(Data extracted from a collection)

•••

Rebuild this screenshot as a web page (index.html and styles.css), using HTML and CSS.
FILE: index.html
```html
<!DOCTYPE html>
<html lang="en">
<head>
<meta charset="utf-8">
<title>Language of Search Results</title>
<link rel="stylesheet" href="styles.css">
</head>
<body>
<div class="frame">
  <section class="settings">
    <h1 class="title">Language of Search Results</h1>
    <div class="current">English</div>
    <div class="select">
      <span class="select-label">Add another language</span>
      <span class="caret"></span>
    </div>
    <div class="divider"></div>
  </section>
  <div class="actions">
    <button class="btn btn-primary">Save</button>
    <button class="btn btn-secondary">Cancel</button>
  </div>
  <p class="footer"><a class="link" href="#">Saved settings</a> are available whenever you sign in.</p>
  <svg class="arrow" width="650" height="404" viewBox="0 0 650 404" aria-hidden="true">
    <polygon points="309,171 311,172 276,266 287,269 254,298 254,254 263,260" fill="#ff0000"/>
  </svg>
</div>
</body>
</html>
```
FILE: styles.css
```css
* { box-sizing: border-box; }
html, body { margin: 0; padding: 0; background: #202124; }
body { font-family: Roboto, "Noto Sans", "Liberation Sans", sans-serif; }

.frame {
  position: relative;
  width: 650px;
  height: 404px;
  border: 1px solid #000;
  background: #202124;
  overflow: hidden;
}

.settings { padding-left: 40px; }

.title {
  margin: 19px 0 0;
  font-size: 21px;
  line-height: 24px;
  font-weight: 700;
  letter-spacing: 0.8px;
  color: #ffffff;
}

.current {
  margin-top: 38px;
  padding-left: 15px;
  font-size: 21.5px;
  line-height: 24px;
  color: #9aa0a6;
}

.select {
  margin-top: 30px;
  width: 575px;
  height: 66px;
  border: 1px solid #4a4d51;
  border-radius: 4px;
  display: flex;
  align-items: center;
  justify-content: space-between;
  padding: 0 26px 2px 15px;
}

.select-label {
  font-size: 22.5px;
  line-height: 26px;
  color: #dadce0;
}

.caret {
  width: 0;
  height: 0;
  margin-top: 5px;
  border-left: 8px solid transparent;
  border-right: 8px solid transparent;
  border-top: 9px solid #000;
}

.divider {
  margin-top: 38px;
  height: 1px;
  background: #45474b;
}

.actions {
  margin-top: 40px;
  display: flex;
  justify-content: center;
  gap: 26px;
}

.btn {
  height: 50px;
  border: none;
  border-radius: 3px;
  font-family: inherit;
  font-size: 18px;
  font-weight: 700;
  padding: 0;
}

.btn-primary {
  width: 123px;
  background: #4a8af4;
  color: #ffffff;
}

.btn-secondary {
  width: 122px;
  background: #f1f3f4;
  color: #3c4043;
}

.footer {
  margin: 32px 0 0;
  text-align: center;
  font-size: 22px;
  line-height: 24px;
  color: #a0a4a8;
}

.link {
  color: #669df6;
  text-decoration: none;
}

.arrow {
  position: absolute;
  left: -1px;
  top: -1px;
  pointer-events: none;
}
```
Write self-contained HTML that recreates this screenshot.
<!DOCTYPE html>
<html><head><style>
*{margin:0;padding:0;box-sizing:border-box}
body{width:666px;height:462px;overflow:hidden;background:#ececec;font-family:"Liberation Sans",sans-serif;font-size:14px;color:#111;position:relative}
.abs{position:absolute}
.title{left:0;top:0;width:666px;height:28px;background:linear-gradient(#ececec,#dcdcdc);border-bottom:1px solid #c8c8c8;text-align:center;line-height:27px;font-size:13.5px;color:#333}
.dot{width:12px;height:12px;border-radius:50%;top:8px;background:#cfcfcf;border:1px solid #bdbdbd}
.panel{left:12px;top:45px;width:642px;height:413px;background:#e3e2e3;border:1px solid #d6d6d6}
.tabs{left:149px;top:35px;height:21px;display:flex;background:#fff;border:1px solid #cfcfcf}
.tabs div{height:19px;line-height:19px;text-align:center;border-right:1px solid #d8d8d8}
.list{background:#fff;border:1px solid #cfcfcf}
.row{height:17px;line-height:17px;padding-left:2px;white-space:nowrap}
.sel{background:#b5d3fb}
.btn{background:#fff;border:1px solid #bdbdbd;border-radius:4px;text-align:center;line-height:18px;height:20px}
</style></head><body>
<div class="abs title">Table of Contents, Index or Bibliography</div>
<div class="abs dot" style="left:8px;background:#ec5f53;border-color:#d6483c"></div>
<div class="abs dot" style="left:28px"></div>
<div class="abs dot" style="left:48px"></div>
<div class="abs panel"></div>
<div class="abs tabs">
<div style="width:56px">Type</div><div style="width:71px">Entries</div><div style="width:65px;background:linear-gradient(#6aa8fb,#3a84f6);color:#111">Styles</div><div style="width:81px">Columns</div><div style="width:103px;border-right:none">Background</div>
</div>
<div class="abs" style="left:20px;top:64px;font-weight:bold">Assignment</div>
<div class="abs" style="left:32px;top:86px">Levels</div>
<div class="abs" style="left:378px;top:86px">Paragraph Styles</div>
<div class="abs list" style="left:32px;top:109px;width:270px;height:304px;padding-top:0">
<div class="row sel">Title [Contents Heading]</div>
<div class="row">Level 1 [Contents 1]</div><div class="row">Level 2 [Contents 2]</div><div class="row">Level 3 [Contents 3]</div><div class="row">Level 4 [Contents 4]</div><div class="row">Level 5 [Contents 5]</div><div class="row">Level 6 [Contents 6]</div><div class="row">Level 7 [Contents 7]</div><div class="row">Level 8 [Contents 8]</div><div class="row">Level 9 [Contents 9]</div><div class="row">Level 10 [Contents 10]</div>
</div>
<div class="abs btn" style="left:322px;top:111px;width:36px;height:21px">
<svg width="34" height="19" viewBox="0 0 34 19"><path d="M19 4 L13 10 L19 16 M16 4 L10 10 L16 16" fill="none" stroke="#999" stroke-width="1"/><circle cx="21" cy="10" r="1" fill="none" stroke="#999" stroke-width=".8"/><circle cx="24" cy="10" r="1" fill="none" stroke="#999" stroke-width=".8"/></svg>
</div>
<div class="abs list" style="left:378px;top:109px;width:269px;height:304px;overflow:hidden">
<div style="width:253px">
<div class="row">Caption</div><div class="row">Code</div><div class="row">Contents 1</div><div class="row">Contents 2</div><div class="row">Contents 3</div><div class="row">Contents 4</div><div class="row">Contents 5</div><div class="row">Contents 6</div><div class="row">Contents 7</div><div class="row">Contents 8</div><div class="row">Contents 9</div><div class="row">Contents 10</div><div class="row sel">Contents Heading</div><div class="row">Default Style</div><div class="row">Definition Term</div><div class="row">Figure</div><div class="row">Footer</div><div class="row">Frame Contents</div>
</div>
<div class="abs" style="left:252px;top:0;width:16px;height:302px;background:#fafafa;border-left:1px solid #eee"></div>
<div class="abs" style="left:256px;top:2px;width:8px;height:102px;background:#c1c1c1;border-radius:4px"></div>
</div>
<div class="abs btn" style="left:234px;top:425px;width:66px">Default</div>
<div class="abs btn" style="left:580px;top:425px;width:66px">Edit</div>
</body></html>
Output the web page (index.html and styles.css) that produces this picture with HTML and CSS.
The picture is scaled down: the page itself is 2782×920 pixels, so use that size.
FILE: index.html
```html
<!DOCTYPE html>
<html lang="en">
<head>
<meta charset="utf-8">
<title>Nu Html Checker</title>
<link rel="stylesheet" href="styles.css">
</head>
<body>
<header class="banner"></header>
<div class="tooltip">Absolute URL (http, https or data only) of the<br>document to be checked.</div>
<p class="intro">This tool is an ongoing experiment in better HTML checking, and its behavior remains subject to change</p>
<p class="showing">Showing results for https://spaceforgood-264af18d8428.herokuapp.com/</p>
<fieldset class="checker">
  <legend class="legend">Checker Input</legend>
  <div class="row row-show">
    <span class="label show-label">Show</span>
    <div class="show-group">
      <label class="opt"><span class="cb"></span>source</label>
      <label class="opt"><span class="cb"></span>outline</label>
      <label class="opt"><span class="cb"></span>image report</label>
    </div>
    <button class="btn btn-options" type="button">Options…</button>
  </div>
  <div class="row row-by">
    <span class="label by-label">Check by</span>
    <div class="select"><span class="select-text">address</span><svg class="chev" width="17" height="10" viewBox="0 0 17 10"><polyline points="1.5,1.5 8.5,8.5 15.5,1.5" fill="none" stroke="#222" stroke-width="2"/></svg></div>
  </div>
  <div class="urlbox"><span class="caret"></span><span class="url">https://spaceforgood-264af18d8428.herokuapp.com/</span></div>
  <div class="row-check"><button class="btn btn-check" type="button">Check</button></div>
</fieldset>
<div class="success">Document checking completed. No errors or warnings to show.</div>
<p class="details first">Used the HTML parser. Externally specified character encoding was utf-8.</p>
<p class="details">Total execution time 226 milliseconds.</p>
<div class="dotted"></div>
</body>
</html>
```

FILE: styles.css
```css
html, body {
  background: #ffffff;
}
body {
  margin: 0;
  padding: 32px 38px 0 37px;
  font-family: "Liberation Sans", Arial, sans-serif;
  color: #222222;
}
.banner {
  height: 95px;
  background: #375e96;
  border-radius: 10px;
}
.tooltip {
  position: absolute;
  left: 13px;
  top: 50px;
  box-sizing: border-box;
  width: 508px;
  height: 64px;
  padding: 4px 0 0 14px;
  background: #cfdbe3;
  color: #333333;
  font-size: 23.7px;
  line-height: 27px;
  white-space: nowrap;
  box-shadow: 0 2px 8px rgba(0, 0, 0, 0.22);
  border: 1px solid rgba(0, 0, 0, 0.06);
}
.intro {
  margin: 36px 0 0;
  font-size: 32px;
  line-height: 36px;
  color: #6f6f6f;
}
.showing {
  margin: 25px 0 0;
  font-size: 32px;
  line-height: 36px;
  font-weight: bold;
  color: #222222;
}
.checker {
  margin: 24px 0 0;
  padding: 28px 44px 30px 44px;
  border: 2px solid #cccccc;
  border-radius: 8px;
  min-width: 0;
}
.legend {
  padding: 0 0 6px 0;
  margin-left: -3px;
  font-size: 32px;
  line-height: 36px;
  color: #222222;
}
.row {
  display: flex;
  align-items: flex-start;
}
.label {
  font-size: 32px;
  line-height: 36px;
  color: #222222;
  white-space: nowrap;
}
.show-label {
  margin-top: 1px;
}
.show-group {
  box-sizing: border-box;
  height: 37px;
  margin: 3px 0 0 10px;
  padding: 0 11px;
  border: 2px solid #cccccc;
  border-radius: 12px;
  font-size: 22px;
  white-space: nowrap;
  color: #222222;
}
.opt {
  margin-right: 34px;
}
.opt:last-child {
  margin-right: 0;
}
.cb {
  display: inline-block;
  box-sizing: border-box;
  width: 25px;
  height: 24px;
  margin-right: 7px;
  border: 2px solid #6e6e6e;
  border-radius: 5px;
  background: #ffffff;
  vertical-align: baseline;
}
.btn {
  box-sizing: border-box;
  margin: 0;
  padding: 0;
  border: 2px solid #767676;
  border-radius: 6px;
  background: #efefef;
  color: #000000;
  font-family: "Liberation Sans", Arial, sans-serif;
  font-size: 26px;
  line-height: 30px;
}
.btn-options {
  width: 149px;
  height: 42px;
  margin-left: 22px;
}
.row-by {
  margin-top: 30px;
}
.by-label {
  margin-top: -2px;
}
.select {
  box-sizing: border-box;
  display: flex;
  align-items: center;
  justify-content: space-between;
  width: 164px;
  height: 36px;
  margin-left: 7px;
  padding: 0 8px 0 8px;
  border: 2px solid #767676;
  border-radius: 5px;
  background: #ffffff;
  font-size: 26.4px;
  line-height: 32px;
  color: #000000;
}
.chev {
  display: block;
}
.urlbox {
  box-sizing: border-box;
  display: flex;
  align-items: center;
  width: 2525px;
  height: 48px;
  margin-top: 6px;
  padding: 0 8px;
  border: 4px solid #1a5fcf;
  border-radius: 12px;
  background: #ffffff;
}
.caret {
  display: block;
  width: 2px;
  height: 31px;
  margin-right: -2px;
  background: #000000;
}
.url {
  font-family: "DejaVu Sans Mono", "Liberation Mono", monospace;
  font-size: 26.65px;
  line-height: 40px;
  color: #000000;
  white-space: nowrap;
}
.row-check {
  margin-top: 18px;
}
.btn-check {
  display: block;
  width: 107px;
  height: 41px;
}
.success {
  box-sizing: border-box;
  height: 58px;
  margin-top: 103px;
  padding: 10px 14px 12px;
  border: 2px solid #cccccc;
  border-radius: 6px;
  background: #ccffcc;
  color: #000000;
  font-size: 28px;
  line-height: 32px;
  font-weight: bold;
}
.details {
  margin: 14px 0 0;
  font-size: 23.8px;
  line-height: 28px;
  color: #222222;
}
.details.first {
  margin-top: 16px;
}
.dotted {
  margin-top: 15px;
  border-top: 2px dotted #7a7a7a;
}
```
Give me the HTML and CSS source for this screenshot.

•••

Find every line in the records above that holds the word "page", and copy each one.

▶ **Task answer**:
Rebuild this screenshot as a web page (index.html and styles.css), using HTML and CSS.
Output the web page (index.html and styles.css) that produces this picture with HTML and CSS.
The picture is scaled down: the page itself is 2782×920 pixels, so use that size.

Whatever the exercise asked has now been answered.